Why Loops Aren't Enough

Generate all subsets of $\{1,2,3\}$. There are $2^3=8$ of them. With loops, you might try:

for (int take1 = 0; take1 <= 1; take1++)
    for (int take2 = 0; take2 <= 1; take2++)
        for (int take3 = 0; take3 <= 1; take3++)
            print_subset(take1, take2, take3);

This works—for $n=3$. Now do it for $n=20$. You'd need 20 nested loops. For general $n$ read from input? Impossible. You can't write a variable number of nested loops.

Recursion solves this. Each recursive call acts like one level of nesting, and the depth adjusts to whatever $n$ happens to be at runtime.

void subsets(int i, int n, vector<int>& cur) {
    if (i == n) {
        // cur holds one complete subset—process it
        for (int x : cur) cout << x << ' ';
        cout << '\n';
        return;
    }
    subsets(i + 1, n, cur);           // skip element i
    cur.push_back(i + 1);
    subsets(i + 1, n, cur);           // take element i
    cur.pop_back();                   // undo the choice
}

Call subsets(0, 3, cur) and you get all 8 subsets.
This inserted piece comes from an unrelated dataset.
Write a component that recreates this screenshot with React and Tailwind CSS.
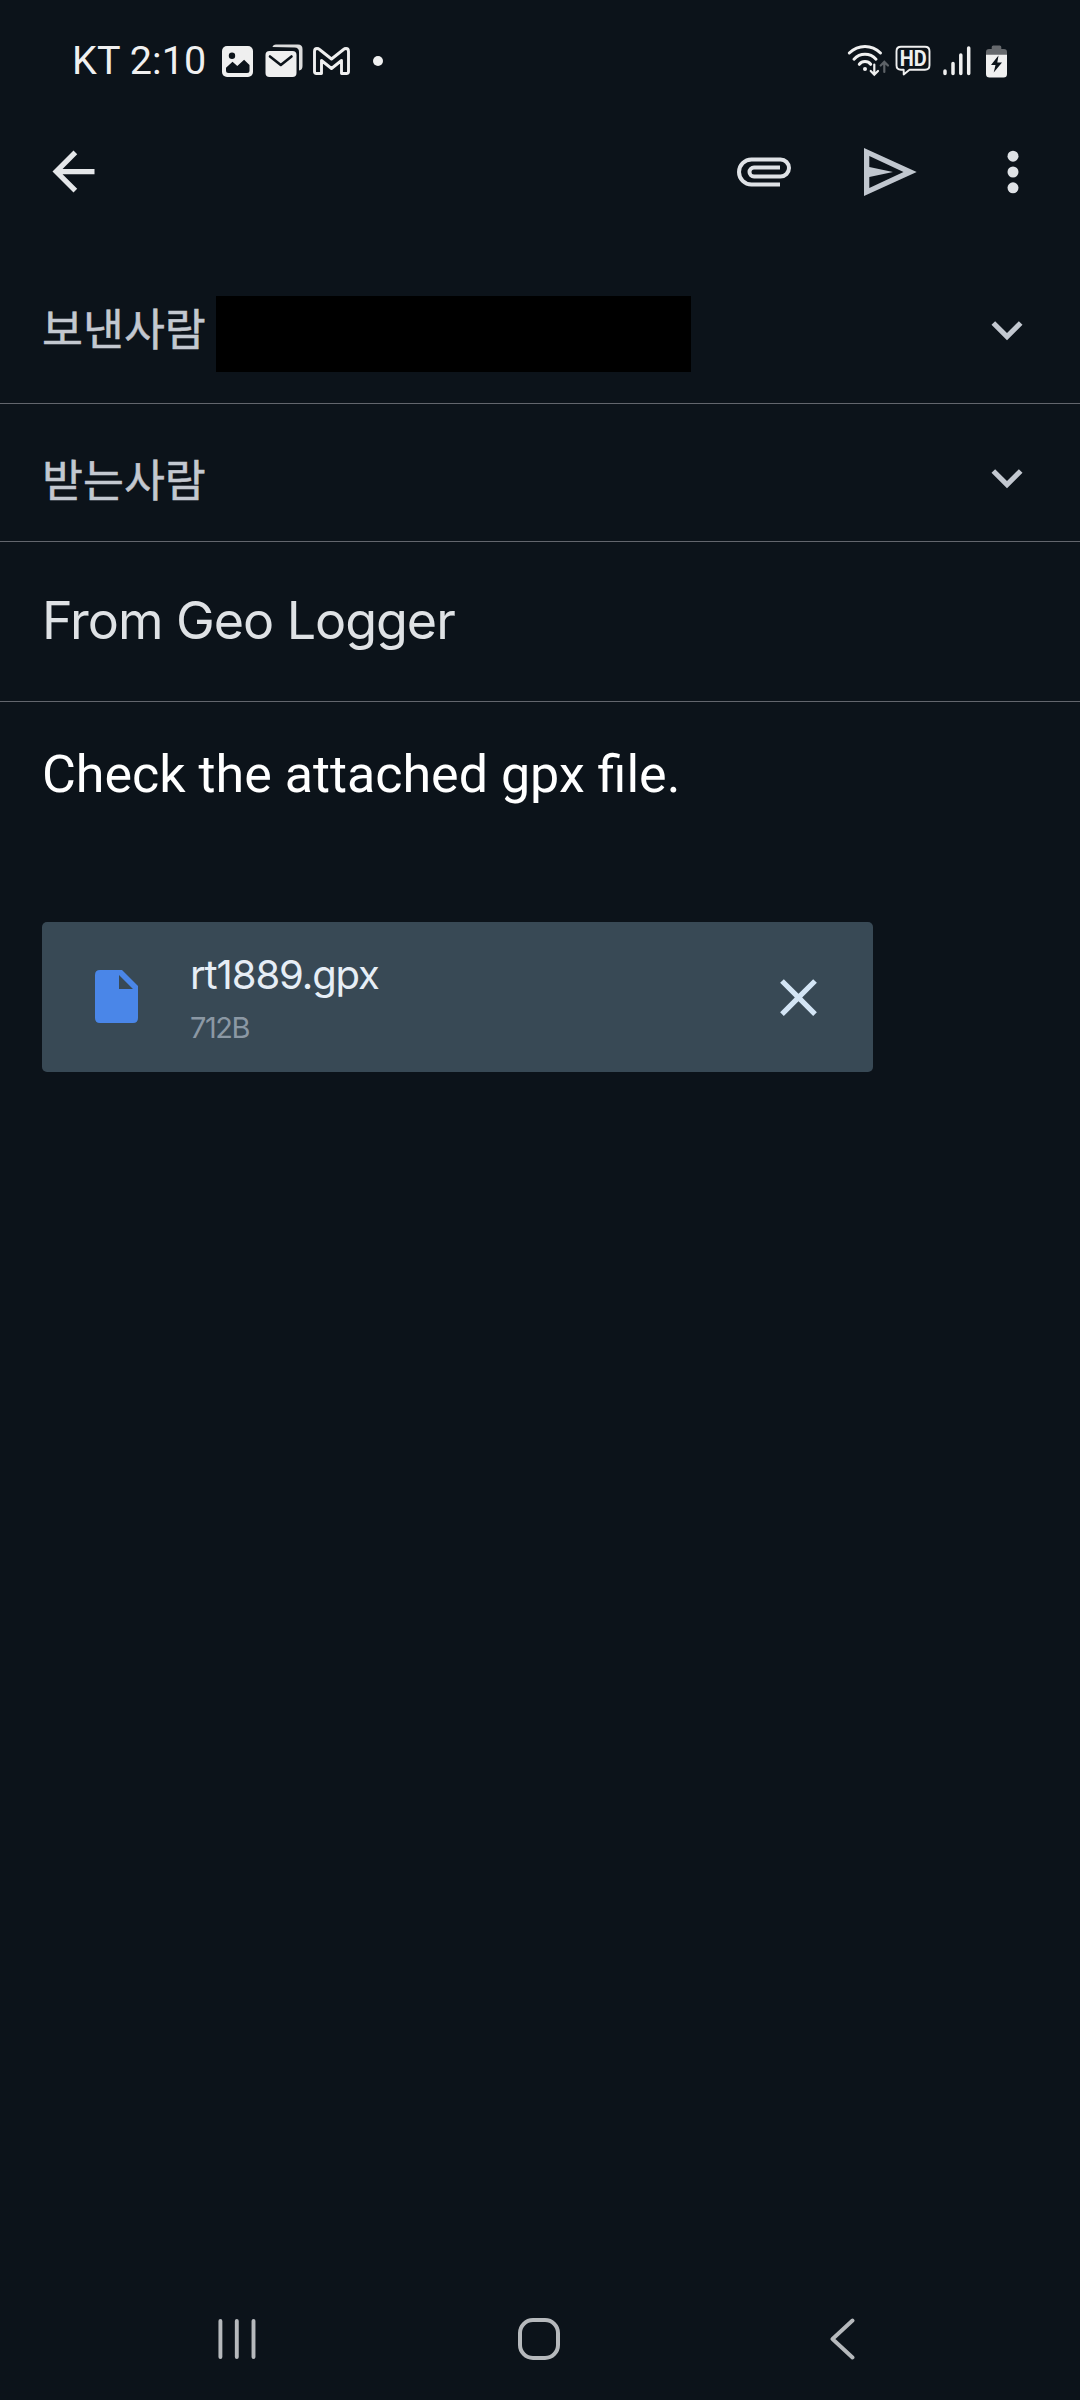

Call subsets(0, 20, cur) and you get all $2^{20}$. Same code.

When to Reach for This

Certain phrases in a problem statement are strong signals for recursion or backtracking. Train yourself to spot them:

Trigger phrase in problem	Likely approach
"generate/print/list all subsets"	Subset enumeration ($n\le 20$)
"generate all permutations"	Permutation enumeration ($n\le 10$)
"find all valid configurations"	Backtracking with constraint pruning
"constraint satisfaction" (Sudoku, N-Queens)	Backtracking, one variable at a time
"n is small" ($n\le 20$)	Brute-force / bitmask enumeration is fine
"try all possibilities"	Complete search—recursion or bitmask
"count/enumerate arrangements"	Recursive enumeration, possibly with memo
"partition into groups with equal sum"	Backtracking with pruning
"place items so that no two conflict"	Constraint backtracking

Rule of thumb: if the search space is exponential but $n$ is small enough that $2^n$ or $n!$ fits in time, reach for recursion. If subproblems overlap, add memoization and you have DP. If the answer only needs one valid configuration (not all), add early termination.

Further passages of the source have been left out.